— begin —

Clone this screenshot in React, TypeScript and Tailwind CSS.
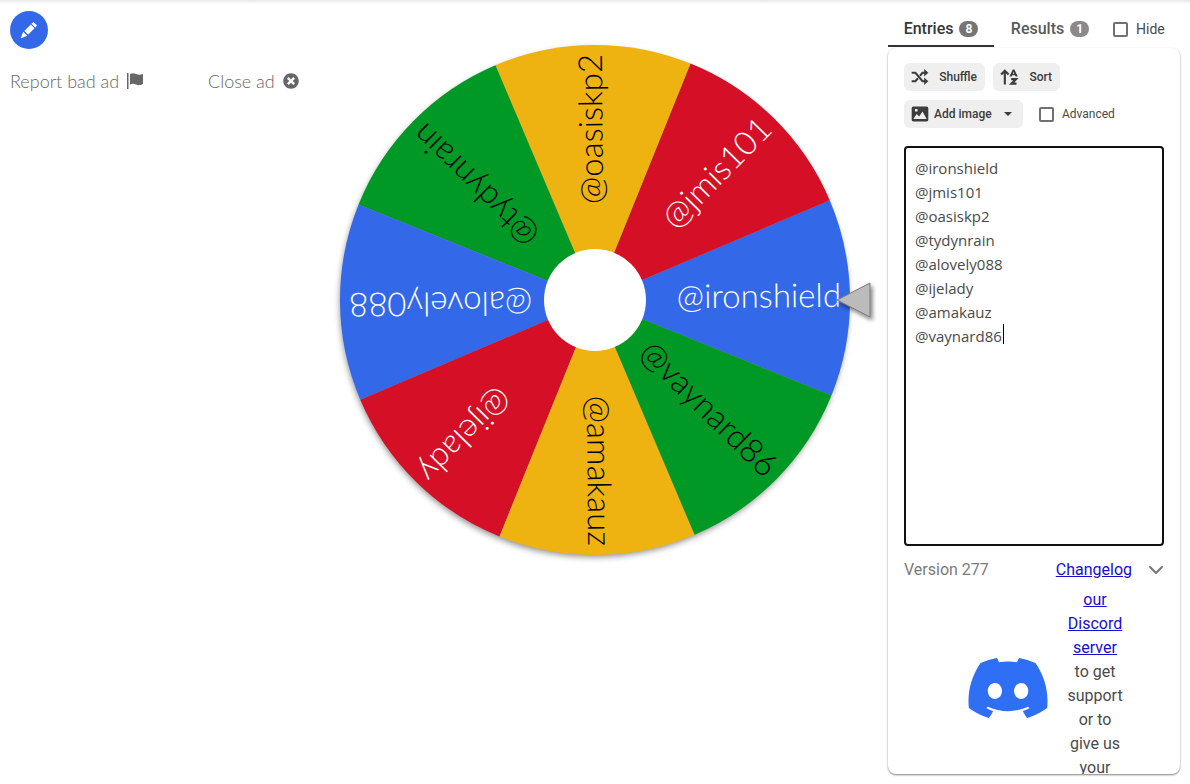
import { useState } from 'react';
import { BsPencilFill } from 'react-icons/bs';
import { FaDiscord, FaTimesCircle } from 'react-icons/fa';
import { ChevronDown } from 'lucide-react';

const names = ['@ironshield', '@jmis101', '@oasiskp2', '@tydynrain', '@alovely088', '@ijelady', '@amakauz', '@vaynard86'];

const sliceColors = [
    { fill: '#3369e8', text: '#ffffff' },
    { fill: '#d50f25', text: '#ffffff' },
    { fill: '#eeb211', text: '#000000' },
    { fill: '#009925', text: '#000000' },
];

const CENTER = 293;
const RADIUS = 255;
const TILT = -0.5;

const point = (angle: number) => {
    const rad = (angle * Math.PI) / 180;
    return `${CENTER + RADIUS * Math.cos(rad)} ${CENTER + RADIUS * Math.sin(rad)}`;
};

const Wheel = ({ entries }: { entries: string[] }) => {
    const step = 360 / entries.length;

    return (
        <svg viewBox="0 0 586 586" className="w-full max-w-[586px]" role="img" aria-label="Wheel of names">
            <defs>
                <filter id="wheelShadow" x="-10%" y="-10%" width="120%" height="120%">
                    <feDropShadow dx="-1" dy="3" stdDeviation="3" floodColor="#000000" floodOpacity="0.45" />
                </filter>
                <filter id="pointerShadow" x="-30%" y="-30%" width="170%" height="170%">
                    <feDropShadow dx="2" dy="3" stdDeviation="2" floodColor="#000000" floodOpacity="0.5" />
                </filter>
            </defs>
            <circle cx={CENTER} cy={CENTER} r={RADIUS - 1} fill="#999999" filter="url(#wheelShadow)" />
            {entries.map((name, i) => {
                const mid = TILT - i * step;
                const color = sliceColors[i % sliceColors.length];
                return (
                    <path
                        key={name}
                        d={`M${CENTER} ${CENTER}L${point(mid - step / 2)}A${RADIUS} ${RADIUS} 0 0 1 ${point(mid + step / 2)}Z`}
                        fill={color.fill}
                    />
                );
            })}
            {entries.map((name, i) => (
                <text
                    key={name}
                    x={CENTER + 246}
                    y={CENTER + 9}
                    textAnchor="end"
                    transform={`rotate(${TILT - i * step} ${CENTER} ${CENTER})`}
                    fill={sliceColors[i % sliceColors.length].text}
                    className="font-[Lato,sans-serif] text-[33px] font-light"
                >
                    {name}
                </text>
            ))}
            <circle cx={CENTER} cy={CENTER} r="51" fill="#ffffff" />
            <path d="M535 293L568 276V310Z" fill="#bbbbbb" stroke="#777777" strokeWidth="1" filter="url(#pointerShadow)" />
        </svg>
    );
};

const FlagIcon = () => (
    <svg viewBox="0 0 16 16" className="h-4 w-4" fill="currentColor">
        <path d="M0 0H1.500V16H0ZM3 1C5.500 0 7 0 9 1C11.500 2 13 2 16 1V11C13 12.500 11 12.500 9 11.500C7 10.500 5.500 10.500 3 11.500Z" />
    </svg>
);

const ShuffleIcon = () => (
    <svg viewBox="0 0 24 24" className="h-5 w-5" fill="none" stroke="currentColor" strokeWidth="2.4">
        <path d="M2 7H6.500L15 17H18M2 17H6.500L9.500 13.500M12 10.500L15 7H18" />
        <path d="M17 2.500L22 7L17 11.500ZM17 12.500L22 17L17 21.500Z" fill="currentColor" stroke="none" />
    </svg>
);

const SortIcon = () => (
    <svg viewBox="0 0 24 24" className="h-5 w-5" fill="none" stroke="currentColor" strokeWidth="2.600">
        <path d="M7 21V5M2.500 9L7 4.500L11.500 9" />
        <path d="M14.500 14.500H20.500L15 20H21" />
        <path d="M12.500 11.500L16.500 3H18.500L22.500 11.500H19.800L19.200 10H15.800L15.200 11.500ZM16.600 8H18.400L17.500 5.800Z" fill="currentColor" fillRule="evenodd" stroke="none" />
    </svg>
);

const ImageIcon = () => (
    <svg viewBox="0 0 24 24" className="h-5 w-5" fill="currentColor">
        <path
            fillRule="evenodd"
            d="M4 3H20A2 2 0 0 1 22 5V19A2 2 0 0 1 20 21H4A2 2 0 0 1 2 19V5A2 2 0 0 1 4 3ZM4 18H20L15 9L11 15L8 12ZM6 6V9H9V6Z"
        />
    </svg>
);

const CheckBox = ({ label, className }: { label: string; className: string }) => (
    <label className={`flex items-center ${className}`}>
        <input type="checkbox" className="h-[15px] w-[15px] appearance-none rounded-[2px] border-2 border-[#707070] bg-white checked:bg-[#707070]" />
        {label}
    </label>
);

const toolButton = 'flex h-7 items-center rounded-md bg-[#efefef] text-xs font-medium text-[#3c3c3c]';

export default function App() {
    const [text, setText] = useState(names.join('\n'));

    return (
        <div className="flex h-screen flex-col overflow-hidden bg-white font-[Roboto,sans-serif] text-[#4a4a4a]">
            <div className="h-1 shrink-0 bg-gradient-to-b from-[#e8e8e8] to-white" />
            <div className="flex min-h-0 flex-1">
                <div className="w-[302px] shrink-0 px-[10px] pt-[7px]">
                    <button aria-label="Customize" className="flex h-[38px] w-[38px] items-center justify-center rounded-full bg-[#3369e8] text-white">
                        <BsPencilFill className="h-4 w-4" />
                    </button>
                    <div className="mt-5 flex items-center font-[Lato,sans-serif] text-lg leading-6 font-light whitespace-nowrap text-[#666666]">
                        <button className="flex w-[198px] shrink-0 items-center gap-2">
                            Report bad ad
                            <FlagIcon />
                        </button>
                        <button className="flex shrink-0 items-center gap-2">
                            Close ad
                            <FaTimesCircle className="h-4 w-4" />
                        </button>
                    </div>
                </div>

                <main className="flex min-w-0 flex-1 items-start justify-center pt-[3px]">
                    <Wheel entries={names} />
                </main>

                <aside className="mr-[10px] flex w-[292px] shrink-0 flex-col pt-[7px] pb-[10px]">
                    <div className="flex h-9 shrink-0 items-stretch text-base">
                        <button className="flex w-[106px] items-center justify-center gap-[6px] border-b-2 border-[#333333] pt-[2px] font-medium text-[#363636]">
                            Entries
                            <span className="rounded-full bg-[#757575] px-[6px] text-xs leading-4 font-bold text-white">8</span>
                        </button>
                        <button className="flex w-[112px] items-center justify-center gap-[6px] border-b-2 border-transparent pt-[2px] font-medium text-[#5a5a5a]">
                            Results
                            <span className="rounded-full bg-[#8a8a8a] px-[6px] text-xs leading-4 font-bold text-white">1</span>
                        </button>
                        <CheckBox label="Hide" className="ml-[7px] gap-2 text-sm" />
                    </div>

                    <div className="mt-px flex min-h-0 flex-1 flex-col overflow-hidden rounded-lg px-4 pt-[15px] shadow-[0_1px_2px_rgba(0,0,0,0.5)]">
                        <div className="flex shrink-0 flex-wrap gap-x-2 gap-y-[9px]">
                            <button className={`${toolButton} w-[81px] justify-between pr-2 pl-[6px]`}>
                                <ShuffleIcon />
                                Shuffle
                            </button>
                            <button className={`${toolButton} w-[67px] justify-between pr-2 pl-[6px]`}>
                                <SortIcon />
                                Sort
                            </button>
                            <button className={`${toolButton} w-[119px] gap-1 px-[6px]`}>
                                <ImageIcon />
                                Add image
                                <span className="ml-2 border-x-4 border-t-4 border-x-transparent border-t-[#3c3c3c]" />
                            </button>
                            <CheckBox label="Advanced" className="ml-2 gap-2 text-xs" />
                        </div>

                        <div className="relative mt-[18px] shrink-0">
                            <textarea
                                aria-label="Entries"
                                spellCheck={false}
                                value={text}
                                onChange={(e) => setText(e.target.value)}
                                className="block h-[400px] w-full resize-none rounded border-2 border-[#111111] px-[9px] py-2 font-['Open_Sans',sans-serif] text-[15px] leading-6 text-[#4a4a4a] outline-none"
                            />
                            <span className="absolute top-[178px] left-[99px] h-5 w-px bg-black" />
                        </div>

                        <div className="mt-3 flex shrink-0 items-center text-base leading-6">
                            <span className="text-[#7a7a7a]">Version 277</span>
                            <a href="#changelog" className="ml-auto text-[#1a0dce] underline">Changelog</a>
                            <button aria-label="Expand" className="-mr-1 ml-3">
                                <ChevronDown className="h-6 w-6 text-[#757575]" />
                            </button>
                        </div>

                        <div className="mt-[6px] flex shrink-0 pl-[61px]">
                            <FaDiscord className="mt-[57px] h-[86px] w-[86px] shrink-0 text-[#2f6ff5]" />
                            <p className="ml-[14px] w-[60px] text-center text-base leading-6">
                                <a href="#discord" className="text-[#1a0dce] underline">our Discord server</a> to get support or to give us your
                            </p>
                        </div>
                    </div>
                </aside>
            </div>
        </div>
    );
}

— end —

Each line from the top of the material through the line containing "const step = 360 / entries.length;" should be reproduced exactly; please drop any images.

§ **CORRECT OUTPUT**
Clone this screenshot in React, TypeScript and Tailwind CSS.
import { useState } from 'react';
import { BsPencilFill } from 'react-icons/bs';
import { FaDiscord, FaTimesCircle } from 'react-icons/fa';
import { ChevronDown } from 'lucide-react';

const names = ['@ironshield', '@jmis101', '@oasiskp2', '@tydynrain', '@alovely088', '@ijelady', '@amakauz', '@vaynard86'];

const sliceColors = [
    { fill: '#3369e8', text: '#ffffff' },
    { fill: '#d50f25', text: '#ffffff' },
    { fill: '#eeb211', text: '#000000' },
    { fill: '#009925', text: '#000000' },
];

const CENTER = 293;
const RADIUS = 255;
const TILT = -0.5;

const point = (angle: number) => {
    const rad = (angle * Math.PI) / 180;
    return `${CENTER + RADIUS * Math.cos(rad)} ${CENTER + RADIUS * Math.sin(rad)}`;
};

const Wheel = ({ entries }: { entries: string[] }) => {
    const step = 360 / entries.length;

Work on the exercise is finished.